Car en fait, en Touraine, c’est plutôt la tendance Retailleau qui est majoritaire. Et c’est donc le très conservateur et pieux Brice Droineau qui a été désigné chef de file pour les municipales il y a quelques jours et non Olivier Lebreton. Droineau, ancien de l’équipe Bouchet de 2014 à 2020 et conseiller départemental de Tours Nord, aura pour mission de proposer un candidat à la commission d’investiture nationale LR, mais cela ne veut pas dire qu’il sera lui-même candidat. C’est même « peu probable, vu son manque de carrure et de notoriété », analyse un petit camarade. Mais, choisi pour sa proximité avec Retailleau, il y a peu de chances pour que Droineau propose le nom de Lebreton. Et il n’y a pas davantage de chances pour qu’il propose de rallier la candidature Alfandari, comme certaines rumeurs le laissaient entendre il y a peu, les Républicains ne voulant absolument pas faire d’Alfandari l’homme fort de la droite tourangelle.
Ainsi, Marion Nicolay-Cabanne, membre de LR, ex-première adjointe de Christophe Bouchet et rare figure à rester loyale aux personnes et à sa ligne politique pourrait être celle qui fait la différence. Restée en dehors des écuries des barons historiques du parti Philippe Briand et de Jean-Gérard Paumier, fidèle au parti au point d’accepter d’être la suppléante de la candidature sacrificielle de LR aux législatives 2024 – moins de 6% au premier tour –, Nicolay-Cabanne a réussi à obtenir la signature d’une dizaine de membres de LR-Tours qui s’engagent déjà à suivre, comme elle, Christophe Bouchet. Dans ces conditions, on voit mal comment Brice Droineau et la commission nationale des investitures des Républicains ne suivraient pas cette dynamique, en achevant ainsi Lebreton et Alfandari.
Vieux pots et vieilles confitures
Vient donc enfin Christophe Bouchet, celui qui fait désormais office de favori dans la dynamique unitaire. À l’aise financièrement, avec pas mal de temps libre, Christophe Bouchet ronge son frein depuis des années, n’ayant jamais digéré sa défaite de 2020, accusant le Covid et l’abstention de lui avoir coûté la victoire promise. Preuve que les signaux passent au vert pour lui, il vient de lancer officiellement un site internet, un nom de liste, un code-couleur et il publie depuis cet été des capsules vidéo mettant en avant les grands axes de son futur programme. Il a également inondé de tracts les boîtes aux lettres du centre-ville.

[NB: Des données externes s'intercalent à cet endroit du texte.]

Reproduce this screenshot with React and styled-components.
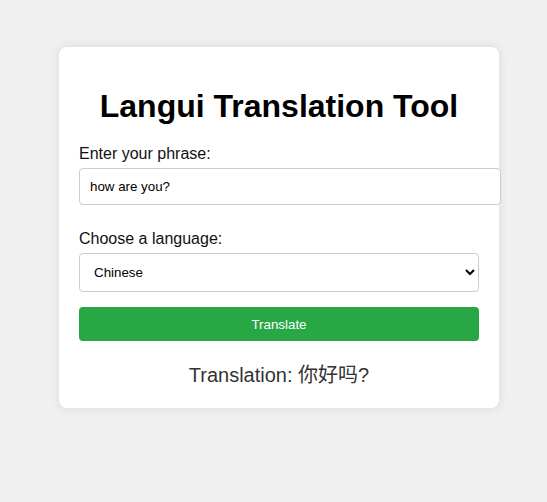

Reste maintenant à savoir si toutes ces candidatures iront bel et bien au bout, notamment celle de Benoist Pierre, ou si Olivier Lebreton et Alain Dayan accepteront de s’effacer dans le processus unitaire. Un temps donné tout proche de jeter l’éponge, Henri Alfandari semble vouloir aller au bout, il vient d’ailleurs d’inaugurer son local de campagne, se mettant en scène dans une vidéo, repeignant la pièce principale, juché sur une échelle. Elle promet, cette campagne.